■ **Work instructions**:
Which lines hold the word "full"? Copy each one.

■ **Provided data**:
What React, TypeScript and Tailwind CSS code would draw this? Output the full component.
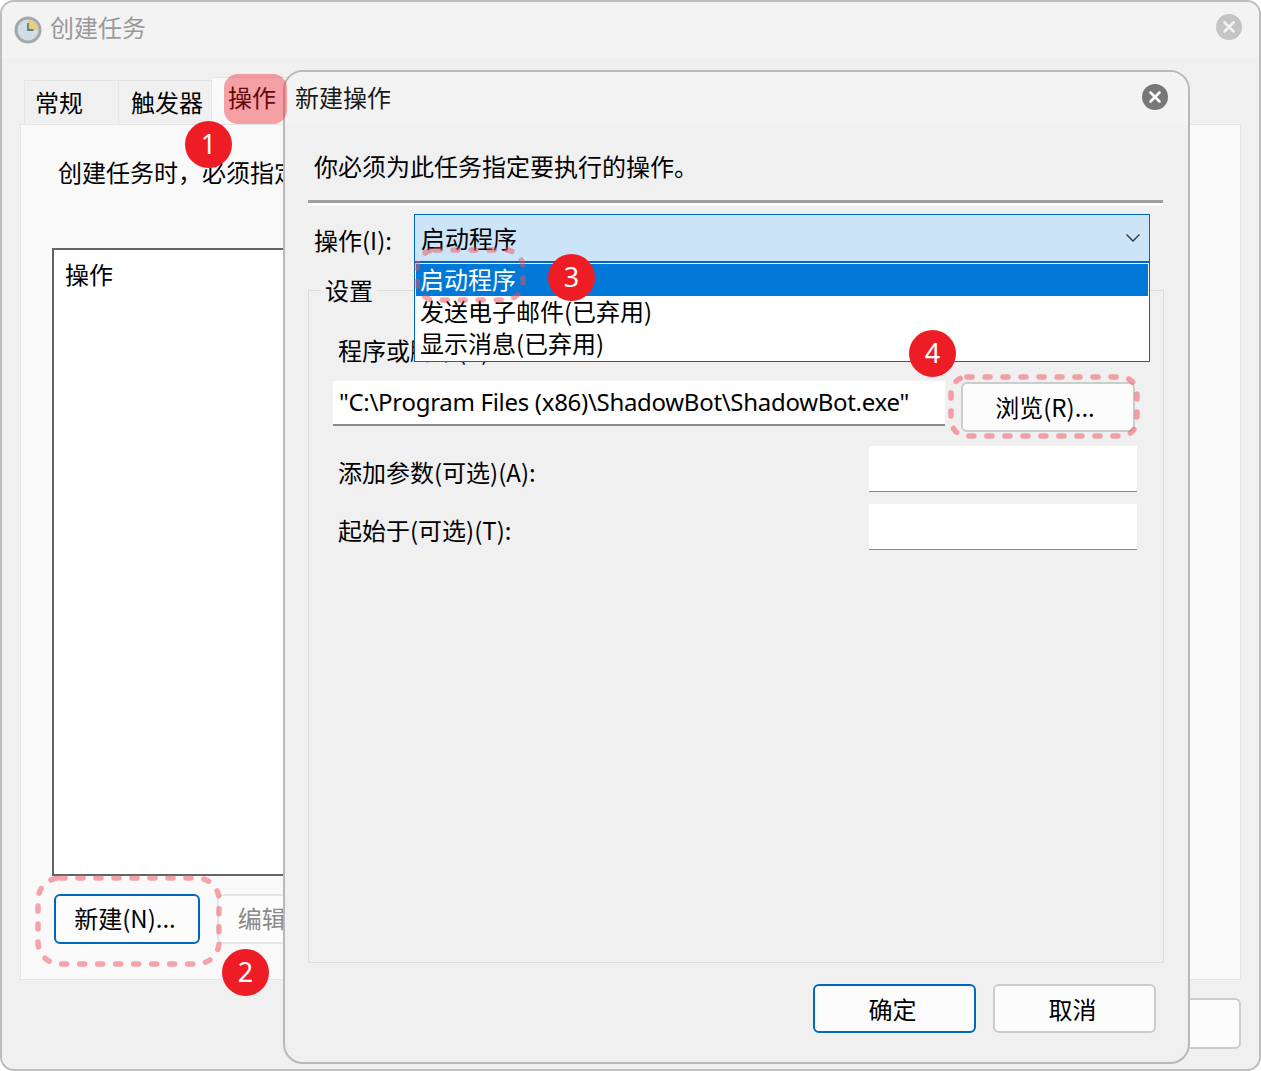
const Badge = ({ n, className }: { n: number; className: string }) => (
  <div
    className={`absolute z-20 flex h-[47px] w-[47px] items-center justify-center rounded-full bg-[#ee1c25] pb-[2px] font-['Noto_Sans','Liberation_Sans',sans-serif] text-[27px] leading-none text-white ${className}`}
  >
    {n}
  </div>
);

const DashedBox = ({ w, h, r, className }: { w: number; h: number; r: number; className: string }) => (
  <svg className={`absolute z-20 ${className}`} width={w} height={h} viewBox={`0 0 ${w} ${h}`} fill="none">
    <rect
      x="3"
      y="3"
      width={w - 6}
      height={h - 6}
      rx={r}
      stroke="#f0505a"
      strokeOpacity="0.5"
      strokeWidth="5.5"
      strokeLinecap="round"
      strokeDasharray="5 13"
    />
  </svg>
);

const CloseDot = ({ dim }: { dim?: boolean }) => (
  <svg className="mt-[3px]" width="26" height="26" viewBox="0 0 26 26">
    <circle cx="13" cy="13" r="13" fill={dim ? '#c4c4c4' : '#777777'} />
    <path d="M8.5 8.5l9 9M17.5 8.5l-9 9" stroke={dim ? '#f3f3f3' : '#ffffff'} strokeWidth="2.6" strokeLinecap="round" />
  </svg>
);

const ClockIcon = () => (
  <svg className="mt-[5px]" width="28" height="28" viewBox="0 0 28 28">
    <circle cx="14" cy="14" r="13.5" fill="#a3a9ab" />
    <circle cx="14" cy="14" r="10.5" fill="#cfdde4" />
    <path d="M14 14V3.5A10.5 10.5 0 0 1 24.5 14z" fill="#e6cf85" />
    <path d="M14 7v7h5.5" stroke="#6f787b" strokeWidth="1.8" fill="none" />
  </svg>
);

const Btn = ({ label, primary, className }: { label: string; primary?: boolean; className: string }) => (
  <button
    className={`flex items-center justify-center rounded-[6px] border-2 bg-[#fcfcfc] text-[24px] leading-none text-black ${
      primary ? 'border-[#0067c0]' : 'border-[#cccccc]'
    } ${className}`}
  >
    {label}
  </button>
);

const FieldRow = ({ label, className }: { label: string; className: string }) => (
  <div className={`flex items-start justify-between pl-[29px] pr-[26px] ${className}`}>
    <span className="mt-[10px] text-[24px] leading-[32px]">{label}</span>
    <div className="h-[46px] w-[268px] border-b border-[#8a8a8a] bg-white" />
  </div>
);

function NewActionDialog() {
  return (
    <div className="absolute left-[283px] top-[70px] flex h-[994px] w-[907px] flex-col rounded-[20px] border-2 border-[#b9b9b9] bg-[#f0f0f0]">
      <div className="flex h-[53px] items-start justify-between rounded-t-[18px] bg-[#f3f3f3] pl-[10px] pr-[20px] pt-[9px]">
        <span className="text-[24px] leading-[32px] text-[#1a1a1a]">新建操作</span>
        <CloseDot />
      </div>

      <p className="ml-[29px] mt-[25px] text-[24px] leading-[32px]">你必须为此任务指定要执行的操作。</p>
      <div className="ml-[23px] mt-[18px] h-[6px] w-[855px] border-t-[3px] border-[#a0a0a0] bg-white" />

      <div className="ml-[29px] mt-[8px] flex h-[48px]">
        <span className="mt-[10px] w-[100px] text-[24px] leading-[32px]">操作(I):</span>
        <div className="relative flex w-[736px] items-center justify-between border border-[#0067c0] bg-[#cce4f7] pl-[6px] pr-[8px]">
          <span className="text-[24px] leading-[32px]">启动程序</span>
          <svg width="16" height="10" viewBox="0 0 16 10" fill="none">
            <path d="M1.5 1.5L8 8l6.5-6.5" stroke="#333333" strokeWidth="1.3" />
          </svg>
          <div className="absolute left-[-1px] right-[-1px] top-[47px] z-10 h-[100px] border border-[#0067c0] bg-white p-px text-[24px] leading-[30px]">
            <div className="h-[32px] bg-[#0078d7] pl-[4px] text-white">启动程序</div>
            <div className="h-[32px] pl-[4px]">发送电子邮件(已弃用)</div>
            <div className="h-[32px] pl-[4px]">显示消息(已弃用)</div>
          </div>
        </div>
      </div>

      <div className="relative ml-[23px] mt-[28px] h-[673px] w-[856px] border border-[#dcdcdc] pt-[43px]">
        <span className="absolute left-[12px] top-[-17px] bg-[#f0f0f0] px-[4px] text-[24px] leading-[32px]">设置</span>
        <div className="pl-[29px] text-[24px] leading-[32px]">程序或脚本(P):</div>
        <div className="ml-[24px] mt-[15px] flex items-start gap-[16px]">
          <div className="h-[45px] w-[612px] border-b-2 border-[#8a8a8a] bg-white pl-[6px] font-['Noto_Sans','Liberation_Sans',sans-serif] text-[24px] leading-[42px] tracking-[-0.3px]">
            "C:\Program Files (x86)\ShadowBot\ShadowBot.exe"
          </div>
          <Btn label="浏览(R)..." className="mt-px h-[50px] w-[174px] pr-[6px]" />
        </div>
        <FieldRow label="添加参数(可选)(A):" className="mt-[14px]" />
        <FieldRow label="起始于(可选)(T):" className="mt-[12px]" />
      </div>

      <div className="mt-[21px] flex justify-end gap-[17px] pr-[32px]">
        <Btn label="确定" primary className="h-[49px] w-[163px] pr-[4px]" />
        <Btn label="取消" className="h-[49px] w-[163px] pr-[4px]" />
      </div>
    </div>
  );
}

export default function App() {
  return (
    <div className="relative h-[1071px] w-[1261px] overflow-hidden bg-white font-['Noto_Sans_CJK_SC','Noto_Sans',sans-serif] text-black">
      {/* parent window, greyed out behind the dialog */}
      <div className="flex h-full flex-col rounded-[14px] border-2 border-[#bdbdbd] bg-[#f0f0f0]">
        <div className="flex h-[56px] items-start justify-between rounded-t-[12px] bg-[#f3f3f3] pl-[12px] pr-[17px] pt-[9px]">
          <div className="flex items-start gap-[8px]">
            <ClockIcon />
            <span className="text-[24px] leading-[32px] text-[#999999]">创建任务</span>
          </div>
          <CloseDot dim />
        </div>

        <div className="ml-[22px] mt-[19px] flex h-[47px] items-end">
          <div className="flex h-[44px] w-[95px] items-center border border-b-0 border-[#e5e5e5] bg-[#f0f0f0] pb-[2px] pl-[10px] text-[24px] leading-none">常规</div>
          <div className="flex h-[44px] w-[93px] items-center border-r border-t border-[#e5e5e5] bg-[#f0f0f0] pb-[2px] pl-[12px] text-[24px] leading-none">触发器</div>
          <div className="flex h-[47px] w-[80px] items-center border-r border-t border-[#e5e5e5] bg-[#f9f9f9] pb-[8px] pl-[16px] text-[24px] leading-none">操作</div>
        </div>

        <div className="ml-[18px] h-[856px] w-[1221px] border border-[#e5e5e5] bg-[#f9f9f9] pl-[31px]">
          <p className="ml-[6px] mt-[31px] text-[24px] leading-[32px]">创建任务时，必须指定任务启动时发生的操作。</p>
          <div className="mt-[60px] h-[628px] w-[1100px] border-2 border-[#646464] bg-white pl-[11px] pt-[8px] text-[24px] leading-[32px]">操作</div>
          <div className="ml-[2px] mt-[18px] flex gap-[17px]">
            <Btn label="新建(N)..." primary className="h-[50px] w-[146px] pb-[2px] pr-[4px]" />
            <Btn label="编辑(E)..." className="h-[50px] w-[146px] !border-[#e5e5e5] pb-[2px] pr-[6px] !text-[#8a8a8a]" />
          </div>
        </div>

        <div className="mr-[18px] mt-[18px] flex justify-end">
          <div className="h-[51px] w-[146px] rounded-[6px] border-2 border-[#cccccc] bg-[#fcfcfc]" />
        </div>
      </div>

      <NewActionDialog />

      {/* callouts drawn over the windows */}
      <div className="absolute left-[224px] top-[74px] z-20 h-[50px] w-[63px] rounded-[14px] bg-[#ee1c25]/40" />
      <DashedBox w={187} h={92} r={22} className="left-[35px] top-[875px]" />
      <DashedBox w={112} h={56} r={18} className="left-[414px] top-[247px]" />
      <DashedBox w={192} h={65} r={16} className="left-[948px] top-[374px]" />
      <Badge n={1} className="left-[185px] top-[121px]" />
      <Badge n={2} className="left-[222px] top-[949px]" />
      <Badge n={3} className="left-[548px] top-[254px]" />
      <Badge n={4} className="left-[909px] top-[330px]" />
    </div>
  );
}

■ **Worked answer**:
What React, TypeScript and Tailwind CSS code would draw this? Output the full component.
    className={`absolute z-20 flex h-[47px] w-[47px] items-center justify-center rounded-full bg-[#ee1c25] pb-[2px] font-['Noto_Sans','Liberation_Sans',sans-serif] text-[27px] leading-none text-white ${className}`}
      <div className="flex h-full flex-col rounded-[14px] border-2 border-[#bdbdbd] bg-[#f0f0f0]">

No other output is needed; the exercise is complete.